Getting into the mind of the medieval mystic is very difficult. Even contemporaries of figures such as Meister (Master) Eckhart (c. 1260-1327; some works online here and here) frequently were mind-boggled by what they read in the mystic’s accounts or heard in the mystic’s sermons about what union with God or the divine might entail. In some cases, the misunderstandings could result in accusations of heresy (and Eckhart was condemned by a papal bull or proclamation in 1329). So it is no wonder that we moderns find medieval mysticism, which was centred precisely on union with the divine in an immediate manner, hard to understand. Though not necessarily all mystics came into conflict with the official church, by its very nature mysticism claimed direct experience of God. This could be considered at odds with the official medieval church’s sense that there was a need for a mediator between God and humans, and that that mediator was the church under the leadership of the pope, the representative of Christ on earth.
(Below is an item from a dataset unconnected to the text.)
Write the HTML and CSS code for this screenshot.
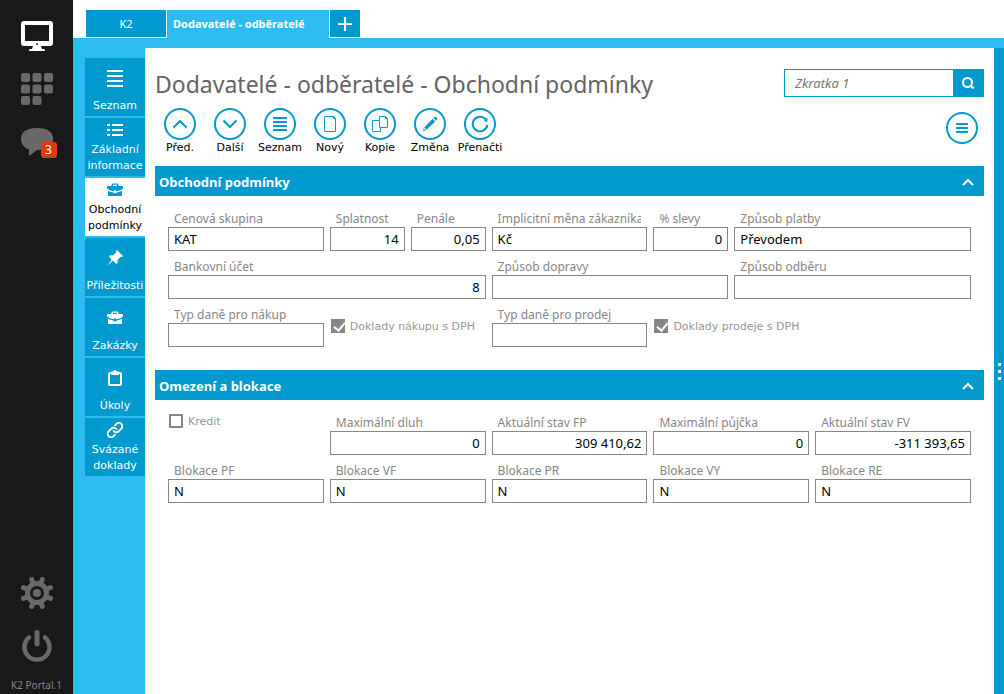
FILE: index.html
```html
<!DOCTYPE html>
<html lang="cs">
<head>
<meta charset="utf-8">
<title>K2 Portal</title>
<link rel="stylesheet" href="styles.css">
</head>
<body>
<div class="app">
  <aside class="rail">
    <div class="rail-group">
      <button class="rail-btn" aria-label="Plocha"><svg width="32" height="32" viewBox="0 0 32 32"><path fill="#fff" fill-rule="evenodd" d="M3 1h26a3 3 0 0 1 3 3v19a3 3 0 0 1-3 3h-9l1 3h2q1 0 1 2H8q0-2 1-2h2l1-3H3a3 3 0 0 1-3-3V4a3 3 0 0 1 3-3zM4 5v16h24V5z"/><circle cx="16" cy="24" r="1" fill="#191919"/></svg></button>
      <button class="rail-btn" aria-label="Aplikace"><svg width="32" height="32" viewBox="0 0 32 32" fill="#696969"><rect width="9" height="9" rx="2"/><rect x="11.500" width="9" height="9" rx="2"/><rect x="23" width="9" height="9" rx="2"/><rect y="11.500" width="9" height="9" rx="2"/><rect x="11.500" y="11.500" width="9" height="9" rx="2"/><rect x="23" y="11.500" width="9" height="9" rx="2"/><rect y="23" width="9" height="9" rx="2"/><rect x="11.500" y="23" width="9" height="9" rx="2"/></svg></button>
      <button class="rail-btn chat" aria-label="Zprávy"><svg width="32" height="32" viewBox="0 0 32 32" fill="#696969"><path d="M16 2C27 2 32 6 32 13s-5 11-16 11L8 30v-6.500C3 22 0 18 0 13 0 6 5 2 16 2z"/></svg><span class="badge">3</span></button>
    </div>
    <div class="rail-group rail-bottom">
      <button class="rail-btn" aria-label="Nastavení"><svg width="32" height="32" viewBox="-16 -16 32 32" stroke="#696969" fill="none"><circle r="9.500" stroke-width="5"/><circle r="4" fill="#696969" stroke="none"/><g stroke-width="5" stroke-linecap="round"><path d="M-4-10l-1.300-3.500M4-10l1.300-3.500M10-4l3.500-1.300M10 4l3.500 1.300M4 10l1.300 3.500M-4 10l-1.300 3.500M-10 4l-3.500 1.300M-10-4l-3.500-1.300"/></g></svg></button>
      <button class="rail-btn" aria-label="Odhlásit"><svg width="32" height="32" viewBox="0 0 32 32" fill="none" stroke="#696969" stroke-linecap="round"><path stroke-width="5" d="M16 2.500v11.500"/><path stroke-width="4.500" d="M8 7.500a12.500 12.500 0 1 0 16 0"/></svg></button>
      <p class="version">K2 Portal.1</p>
    </div>
  </aside>

  <div class="workspace">
    <nav class="tabs">
      <button class="tab">K2</button>
      <button class="tab tab-active">Dodavatelé - odběratelé</button>
      <button class="tab tab-add" aria-label="Nová záložka"><svg width="14" height="14" viewBox="0 0 14 14"><path d="M7 0v14M0 7h14" stroke="#fff" stroke-width="2"/></svg></button>
    </nav>
    <div class="body">
      <nav class="side">
        <button class="side-btn"><svg width="16" height="24" viewBox="0 0 16 24"><path d="M0 5h16M0 10h16M0 15h16M0 20h16" stroke="#fff" stroke-width="2"/></svg><span>Seznam</span></button>
        <button class="side-btn two"><svg width="16" height="16" viewBox="0 0 16 16"><path d="M0 3h3M5 3h11M0 8h3M5 8h11M0 13h3M5 13h11" stroke="#fff" stroke-width="2"/></svg><span>Základní informace</span></button>
        <button class="side-btn two current"><svg width="16" height="16" viewBox="0 0 16 16"><path fill="#009acf" d="M4.500 4V3Q4.500 1.500 6 1.500h4q1.500 0 1.500 1.500v1H15q1 0 1 1v1.500Q13 9 9.500 9.200V8.500h-3v.7Q3 9 0 6.500V5q0-1 1-1zM6 4h4V2.800H6zM1 8.700q3 1.800 5.500 1.800v.8h3v-.8Q12 10.500 15 8.700V13q0 1-1 1H2q-1 0-1-1z"/></svg><span>Obchodní podmínky</span></button>
        <button class="side-btn"><svg width="16" height="24" viewBox="0 0 16 24"><path fill="#fff" d="M10 4l6 6-1 1-1.500-.3-3 3.300.2 3-1.500 1-3.400-3.500L0 20l4.500-6.200L2 10.500l1-1.200 3 .2 3.300-3L9 5z"/></svg><span>Příležitosti</span></button>
        <button class="side-btn"><svg width="16" height="24" viewBox="0 -4 16 24"><path fill="#fff" d="M4.500 4V3Q4.500 1.500 6 1.500h4q1.500 0 1.500 1.500v1H15q1 0 1 1v1.500Q13 9 9.500 9.200V8.500h-3v.7Q3 9 0 6.500V5q0-1 1-1zM6 4h4V2.800H6zM1 8.700q3 1.800 5.500 1.800v.8h3v-.8Q12 10.500 15 8.700V13q0 1-1 1H2q-1 0-1-1z"/></svg><span>Zakázky</span></button>
        <button class="side-btn"><svg width="16" height="24" viewBox="0 0 16 24"><rect x="2" y="7" width="12" height="12" rx="1" fill="none" stroke="#fff" stroke-width="2"/><path fill="#fff" d="M4 5.500h2Q6.500 4 8 4t2 1.500h2V9H4z"/></svg><span>Úkoly</span></button>
        <button class="side-btn two"><svg width="16" height="16" viewBox="0 0 24 24"><path fill="none" stroke="#fff" stroke-width="2.800" stroke-linecap="round" stroke-linejoin="round" d="M10 13.500a5 5 0 0 0 7.500.5l4-4a5 5 0 0 0-7.300-7.300L12 5M14 10.500a5 5 0 0 0-7.500-.5l-4 4a5 5 0 0 0 7.300 7.300L12 19"/></svg><span>Svázané doklady</span></button>
      </nav>

      <main class="content">
        <header class="head">
          <h1>Dodavatelé - odběratelé - Obchodní podmínky</h1>
          <form class="search"><input type="text" aria-label="Hledat" placeholder="Zkratka 1"><button type="button" aria-label="Hledat"><svg width="14" height="14" viewBox="0 0 14 14" fill="none" stroke="#fff" stroke-width="2"><circle cx="6.500" cy="6.500" r="4.500"/><path d="M9.500 9.500l3 3"/></svg></button></form>
        </header>
        <div class="toolbar">
          <button class="tool"><svg width="32" height="32" viewBox="0 0 32 32"><circle cx="16" cy="16" r="15"/><path d="M9.500 19.500L16 13l6.500 6.500"/></svg><span>Před.</span></button>
          <button class="tool"><svg width="32" height="32" viewBox="0 0 32 32"><circle cx="16" cy="16" r="15"/><path d="M9.500 12.500L16 19l6.500-6.500"/></svg><span>Další</span></button>
          <button class="tool"><svg width="32" height="32" viewBox="0 0 32 32"><circle cx="16" cy="16" r="15"/><path d="M9 10h14M9 14h14M9 18h14M9 22h14"/></svg><span>Seznam</span></button>
          <button class="tool"><svg width="32" height="32" viewBox="0 0 32 32"><circle cx="16" cy="16" r="15"/><path class="thin" d="M10.500 8.500h9l2 2v13h-11zM19.500 8.500v2h2"/></svg><span>Nový</span></button>
          <button class="tool"><svg width="32" height="32" viewBox="0 0 32 32"><circle cx="16" cy="16" r="15"/><path class="thin" d="M15.500 12.500h-7v11h8v-4M15.500 8.500h6l2 2v9h-8zM21.500 8.500v2h2"/></svg><span>Kopie</span></button>
          <button class="tool"><svg width="32" height="32" viewBox="0 0 32 32"><circle cx="16" cy="16" r="15"/><path class="solid" d="M18.500 10.800l2.700 2.700-8.700 8.200-2.200-2.200zM19.500 10l1-1q1-.8 2.200.4t.3 2.300l-1 1zM9.600 20.200l2.200 2L9 23z"/></svg><span>Změna</span></button>
          <button class="tool"><svg width="32" height="32" viewBox="0 0 32 32"><circle cx="16" cy="16" r="15"/><path d="M21.800 11.500A7.300 7.300 0 1 0 23.300 17"/><path class="solid" d="M23.500 9.500v4h-4z"/></svg><span>Přenačti</span></button>
          <button class="more" aria-label="Nabídka"><svg width="32" height="32" viewBox="0 0 32 32"><circle cx="16" cy="16" r="15"/><path d="M10 12h12M10 16h12M10 20h12"/></svg></button>
        </div>

        <section class="panel">
          <h2>Obchodní podmínky<button aria-label="Sbalit"><svg width="12" height="10" viewBox="0 0 12 10"><path d="M1 8l5-5 5 5" fill="none" stroke="#fff" stroke-width="2"/></svg></button></h2>
          <div class="fields">
            <label class="field w2"><span>Cenová skupina</span><input type="text" value="KAT"></label>
            <label class="field"><span>Splatnost</span><input class="num" type="text" value="14"></label>
            <label class="field"><span>Penále</span><input class="num" type="text" value="0,05"></label>
            <label class="field w2"><span>Implicitní měna zákazníka</span><input type="text" value="Kč"></label>
            <label class="field"><span>% slevy</span><input class="num" type="text" value="0"></label>
            <label class="field w3"><span>Způsob platby</span><input type="text" value="Převodem"></label>
            <label class="field w4"><span>Bankovní účet</span><input class="num" type="text" value="8"></label>
            <label class="field w3"><span>Způsob dopravy</span><input type="text"></label>
            <label class="field w3"><span>Způsob odběru</span><input type="text"></label>
            <label class="field w2"><span>Typ daně pro nákup</span><input type="text"></label>
            <label class="check w2"><input type="checkbox" checked><span>Doklady nákupu s DPH</span></label>
            <label class="field w2"><span>Typ daně pro prodej</span><input type="text"></label>
            <label class="check w2"><input type="checkbox" checked><span>Doklady prodeje s DPH</span></label>
          </div>
        </section>

        <section class="panel">
          <h2>Omezení a blokace<button aria-label="Sbalit"><svg width="12" height="10" viewBox="0 0 12 10"><path d="M1 8l5-5 5 5" fill="none" stroke="#fff" stroke-width="2"/></svg></button></h2>
          <div class="fields">
            <label class="check top w2"><input type="checkbox"><span>Kredit</span></label>
            <label class="field w2"><span>Maximální dluh</span><input class="num" type="text" value="0"></label>
            <label class="field w2"><span>Aktuální stav FP</span><input class="num" type="text" value="309 410,62"></label>
            <label class="field w2"><span>Maximální půjčka</span><input class="num" type="text" value="0"></label>
            <label class="field w2"><span>Aktuální stav FV</span><input class="num" type="text" value="-311 393,65"></label>
            <label class="field w2"><span>Blokace PF</span><input type="text" value="N"></label>
            <label class="field w2"><span>Blokace VF</span><input type="text" value="N"></label>
            <label class="field w2"><span>Blokace PR</span><input type="text" value="N"></label>
            <label class="field w2"><span>Blokace VY</span><input type="text" value="N"></label>
            <label class="field w2"><span>Blokace RE</span><input type="text" value="N"></label>
          </div>
        </section>
      </main>
      <div class="drawer"><i></i><i></i><i></i></div>
    </div>
  </div>
</div>
</body>
</html>
```

FILE: styles.css
```css
* { box-sizing: border-box; }
body { margin: 0; font: 12px/16px "Noto Sans", "Open Sans", sans-serif; color: #000; background: #fff; }
button { border: 0; padding: 0; margin: 0; background: none; font: inherit; color: inherit; }
svg { display: block; flex: none; }
.app { display: flex; min-height: 100vh; }

.rail { width: 73px; flex: none; background: #191919; display: flex; flex-direction: column; justify-content: space-between; padding: 20px 0 1px; }
.rail-group { display: flex; flex-direction: column; align-items: center; gap: 21px; }
.rail-btn { position: relative; }
.badge { position: absolute; left: 20px; top: 16px; width: 16px; height: 16px; border-radius: 3px; background: #dc3c14; color: #fff; }
.version { margin: -6px 0 0; font-size: 10px; color: #858585; white-space: nowrap; }

.workspace { flex: 1; min-width: 0; display: flex; flex-direction: column; }
.tabs { display: flex; gap: 1px; padding: 10px 13px 0; border-bottom: 10px solid #2dbbf0; }
.tab { width: 80px; height: 27px; margin-bottom: 1px; background: #009acf; color: #fff; font-size: 11px; display: flex; align-items: center; justify-content: center; }
.tab-active { width: auto; min-width: 162px; height: 28px; margin-bottom: 0; padding: 0 6px; background: #2dbbf0; font-weight: 700; justify-content: flex-start; }
.tab-add { width: 30px; }
.body { flex: 1; display: flex; }
.side { width: 72px; flex: none; background: #2dbbf0; padding: 10px 0 0 12px; display: flex; flex-direction: column; gap: 2px; }
.side-btn { height: 58px; background: #009acf; color: #fff; font: 11px/16px "DejaVu Sans", sans-serif; display: flex; flex-direction: column; align-items: center; justify-content: space-between; padding: 8px 0 2px; }
.side-btn.two { padding-top: 4px; }
.side-btn.current { background: #fff; color: #000; }

.content { flex: 1; min-width: 0; padding: 20px 10px 0; }
.head { display: flex; justify-content: space-between; align-items: flex-start; height: 32px; margin-bottom: 8px; }
h1 { margin: 0; font-size: 23px; line-height: 32px; font-weight: 400; color: #646464; white-space: nowrap; }
.search { display: flex; width: 200px; height: 28px; margin-top: 1px; border: 1px solid #009acf; }
.search input { flex: 1; min-width: 0; border: 0; padding: 0 10px; outline: 0; font: italic 13px "Noto Sans", sans-serif; }
.search input::placeholder { color: #787878; opacity: 1; }
.search button { width: 30px; background: #009acf; display: flex; align-items: center; justify-content: center; }
.toolbar { display: flex; height: 58px; }
.toolbar svg { fill: none; stroke: #009acf; stroke-width: 2; }
.toolbar .thin { stroke-width: 1; }
.toolbar .solid { fill: #009acf; stroke: none; }
.tool { width: 50px; display: flex; flex-direction: column; align-items: center; font: 11px/16px "DejaVu Sans", sans-serif; }
.more { margin: 4px 6px 0 auto; align-self: flex-start; }

.panel { margin-bottom: 23px; }
h2 { margin: 0; height: 30px; padding: 2px 10px 0 4px; background: #009acf; color: #fff; font-size: 13px; display: flex; align-items: center; justify-content: space-between; }
.fields { display: grid; grid-template-columns: repeat(10, minmax(0, 1fr)); gap: 6px; padding: 13px 13px 0; }
.w2 { grid-column: span 2; }
.w3 { grid-column: span 3; }
.w4 { grid-column: span 4; }
.field { min-width: 0; color: #878787; }
.field span { display: block; height: 18px; line-height: 20px; padding-left: 6px; margin-right: 6px; white-space: nowrap; overflow: hidden; }
.field input { display: block; width: 100%; height: 24px; border: 1px solid #878787; padding: 0 5px; font: 13px "Noto Sans", sans-serif; color: #000; background: #fff; }
.field .num { text-align: right; }
.check { display: flex; align-items: flex-start; gap: 5px; padding: 14px 0 0 1px; font: 11px/16px "DejaVu Sans", sans-serif; color: #969696; white-space: nowrap; }
.check.top { padding-top: 1px; }
.check input { appearance: none; flex: none; width: 14px; height: 14px; margin: 0; border: 2px solid #878787; background: #fff; }
.check input:checked { background: #878787; }
.check input:checked::before { content: ""; display: block; width: 5px; height: 9px; margin: -1px 0 0 3px; border: solid #fff; border-width: 0 2px 2px 0; transform: rotate(40deg); }
.drawer { width: 10px; flex: none; background: #009acf; display: flex; flex-direction: column; align-items: flex-end; justify-content: center; gap: 4px; padding-right: 3px; }
.drawer i { width: 3px; height: 3px; background: #fff; }
```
There were varieties of mysticism, however, with some focussing on identification with the suffering Christ (e.g. Francis of Assisi) as the means to union with God, and others that took a different approach, such as the so-called Rhineland mystics. Meister (Master) Eckhart’s brand of medieval mysticism became very influential among other mystics in the lands of the Rhine valley (i.e. future Germany–there was no German nation at this time). Eckhart’s notion of union with God owed very much to neo-Platonism (Plato’s ideas as they had been expanded, developed, and later Christianized following the Middle Platonic period, which I discussed here in connection with “gnosticism”). For a discussion of Eckhart and philosophy, go here. Neo-Platonists (new-Platonists) emphasized the existence of a supreme and perfect Being (God) from whom all other things, including all heavenly beings and earthly creations, had emanated (On emanation, think of a stone being dropped in water, with the circular waves emanating out from the centre and distance from the centre being accompanied by a lessening of contact with the divine origin). Ultimately, the goal and end was return to the divine origin from which the emanations came.
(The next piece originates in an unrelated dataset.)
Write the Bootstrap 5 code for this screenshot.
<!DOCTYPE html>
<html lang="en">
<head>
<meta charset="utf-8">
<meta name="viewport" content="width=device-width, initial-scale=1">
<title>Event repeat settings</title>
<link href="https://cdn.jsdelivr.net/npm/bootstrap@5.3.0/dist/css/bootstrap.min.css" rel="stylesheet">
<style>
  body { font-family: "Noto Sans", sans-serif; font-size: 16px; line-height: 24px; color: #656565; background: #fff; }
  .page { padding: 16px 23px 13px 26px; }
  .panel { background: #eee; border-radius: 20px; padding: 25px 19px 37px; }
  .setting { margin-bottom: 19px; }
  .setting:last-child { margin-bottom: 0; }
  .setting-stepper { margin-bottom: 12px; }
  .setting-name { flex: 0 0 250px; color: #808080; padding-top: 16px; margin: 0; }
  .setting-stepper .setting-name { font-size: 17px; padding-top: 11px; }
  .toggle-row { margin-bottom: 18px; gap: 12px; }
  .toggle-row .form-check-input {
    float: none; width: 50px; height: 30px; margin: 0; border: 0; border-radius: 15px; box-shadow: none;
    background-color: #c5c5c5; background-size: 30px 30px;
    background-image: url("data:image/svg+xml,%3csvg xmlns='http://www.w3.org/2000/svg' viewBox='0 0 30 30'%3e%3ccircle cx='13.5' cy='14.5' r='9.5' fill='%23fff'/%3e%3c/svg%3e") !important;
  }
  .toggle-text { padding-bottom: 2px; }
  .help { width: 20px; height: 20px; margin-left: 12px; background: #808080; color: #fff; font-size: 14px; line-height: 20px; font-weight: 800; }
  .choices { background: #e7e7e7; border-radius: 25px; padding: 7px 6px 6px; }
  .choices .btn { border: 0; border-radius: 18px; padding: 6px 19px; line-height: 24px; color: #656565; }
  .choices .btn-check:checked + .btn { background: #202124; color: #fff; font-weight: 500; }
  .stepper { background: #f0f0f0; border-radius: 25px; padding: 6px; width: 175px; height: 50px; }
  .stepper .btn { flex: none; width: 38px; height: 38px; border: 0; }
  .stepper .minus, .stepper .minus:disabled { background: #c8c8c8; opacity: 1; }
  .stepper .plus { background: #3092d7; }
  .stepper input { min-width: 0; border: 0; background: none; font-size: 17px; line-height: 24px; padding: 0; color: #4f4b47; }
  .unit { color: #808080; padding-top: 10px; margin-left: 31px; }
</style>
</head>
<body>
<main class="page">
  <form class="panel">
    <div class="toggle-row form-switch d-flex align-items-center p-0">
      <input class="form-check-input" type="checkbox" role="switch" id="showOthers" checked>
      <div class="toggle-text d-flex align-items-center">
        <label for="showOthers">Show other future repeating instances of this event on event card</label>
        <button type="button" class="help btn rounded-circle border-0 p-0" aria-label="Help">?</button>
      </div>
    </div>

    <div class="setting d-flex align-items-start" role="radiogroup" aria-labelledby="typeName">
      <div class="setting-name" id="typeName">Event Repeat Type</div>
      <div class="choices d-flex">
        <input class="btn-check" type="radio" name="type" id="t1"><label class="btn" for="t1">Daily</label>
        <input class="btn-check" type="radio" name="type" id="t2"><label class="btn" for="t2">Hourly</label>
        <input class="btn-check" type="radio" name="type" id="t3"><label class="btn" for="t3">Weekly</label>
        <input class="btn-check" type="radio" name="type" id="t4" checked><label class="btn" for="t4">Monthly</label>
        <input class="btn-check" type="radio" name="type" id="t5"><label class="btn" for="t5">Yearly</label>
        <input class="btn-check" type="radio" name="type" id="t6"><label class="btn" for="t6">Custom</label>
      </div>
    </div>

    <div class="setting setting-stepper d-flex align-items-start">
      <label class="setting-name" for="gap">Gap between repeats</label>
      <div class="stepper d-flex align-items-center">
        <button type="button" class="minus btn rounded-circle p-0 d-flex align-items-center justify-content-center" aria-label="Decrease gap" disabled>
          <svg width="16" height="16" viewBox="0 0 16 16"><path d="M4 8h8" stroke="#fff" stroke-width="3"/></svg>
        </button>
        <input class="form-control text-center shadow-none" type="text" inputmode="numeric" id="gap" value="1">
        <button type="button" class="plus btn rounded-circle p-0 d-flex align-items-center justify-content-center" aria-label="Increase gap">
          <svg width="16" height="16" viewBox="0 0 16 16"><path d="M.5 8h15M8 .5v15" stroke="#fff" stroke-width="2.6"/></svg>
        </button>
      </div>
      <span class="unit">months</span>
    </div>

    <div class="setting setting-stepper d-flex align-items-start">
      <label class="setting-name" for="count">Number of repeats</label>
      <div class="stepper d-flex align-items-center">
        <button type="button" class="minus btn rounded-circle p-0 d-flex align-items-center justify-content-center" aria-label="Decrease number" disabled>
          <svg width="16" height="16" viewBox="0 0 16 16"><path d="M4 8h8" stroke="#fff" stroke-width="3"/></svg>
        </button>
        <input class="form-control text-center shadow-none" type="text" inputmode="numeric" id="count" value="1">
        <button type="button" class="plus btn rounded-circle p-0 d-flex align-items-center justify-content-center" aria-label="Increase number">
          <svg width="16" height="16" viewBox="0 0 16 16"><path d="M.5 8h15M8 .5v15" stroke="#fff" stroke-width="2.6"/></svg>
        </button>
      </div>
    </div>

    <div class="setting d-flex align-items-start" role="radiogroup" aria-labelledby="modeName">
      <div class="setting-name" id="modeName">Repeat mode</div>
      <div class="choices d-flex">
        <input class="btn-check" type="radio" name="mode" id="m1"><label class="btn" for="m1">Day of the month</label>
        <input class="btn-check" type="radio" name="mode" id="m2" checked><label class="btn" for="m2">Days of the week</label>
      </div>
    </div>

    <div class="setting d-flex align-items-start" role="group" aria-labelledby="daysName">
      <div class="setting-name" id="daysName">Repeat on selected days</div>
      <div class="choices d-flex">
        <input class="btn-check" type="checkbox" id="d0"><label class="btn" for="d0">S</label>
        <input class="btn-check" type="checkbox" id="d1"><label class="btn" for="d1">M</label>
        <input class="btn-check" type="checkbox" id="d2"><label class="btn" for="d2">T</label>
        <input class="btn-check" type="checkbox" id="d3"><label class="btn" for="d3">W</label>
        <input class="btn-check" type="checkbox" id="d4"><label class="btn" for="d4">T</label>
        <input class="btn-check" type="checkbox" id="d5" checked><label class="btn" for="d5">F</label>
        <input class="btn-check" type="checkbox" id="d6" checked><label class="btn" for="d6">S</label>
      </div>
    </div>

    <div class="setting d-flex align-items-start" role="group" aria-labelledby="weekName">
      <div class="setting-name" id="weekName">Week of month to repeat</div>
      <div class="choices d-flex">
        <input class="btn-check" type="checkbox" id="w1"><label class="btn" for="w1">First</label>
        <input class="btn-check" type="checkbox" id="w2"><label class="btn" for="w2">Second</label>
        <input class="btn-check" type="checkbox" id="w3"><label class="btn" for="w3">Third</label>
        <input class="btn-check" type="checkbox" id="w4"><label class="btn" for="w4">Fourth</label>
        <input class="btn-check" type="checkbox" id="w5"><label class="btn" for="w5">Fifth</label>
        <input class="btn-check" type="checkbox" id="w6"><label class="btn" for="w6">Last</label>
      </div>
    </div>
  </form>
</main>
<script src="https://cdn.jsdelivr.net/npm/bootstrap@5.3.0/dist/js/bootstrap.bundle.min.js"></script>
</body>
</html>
Thus, for Eckhart, the Trinitarian Father, Son, and Holy Spirit were emanations from the perfect “Godhead” or divine nature (the God behind God, so to speak), and all of creation (including us) are further emanations. More importantly for questions of how a human being might come to union with God, despite the fact that humans are mere creatures, each human being has a spark or light within the soul, referred to in the quotation above, which intersects with the Godhead itself. Shedding off all attachment to creatureliness was the means by which one could come into contact with, or “break through” to, the eternal part of the soul that was one with the Godhead.

See Edmund Colledge and Bernard McGinn, trans. Meister Eckhart: The Essential Sermons, Commentaries, Treatises, and Defense (New York: Paulist Press, 1981).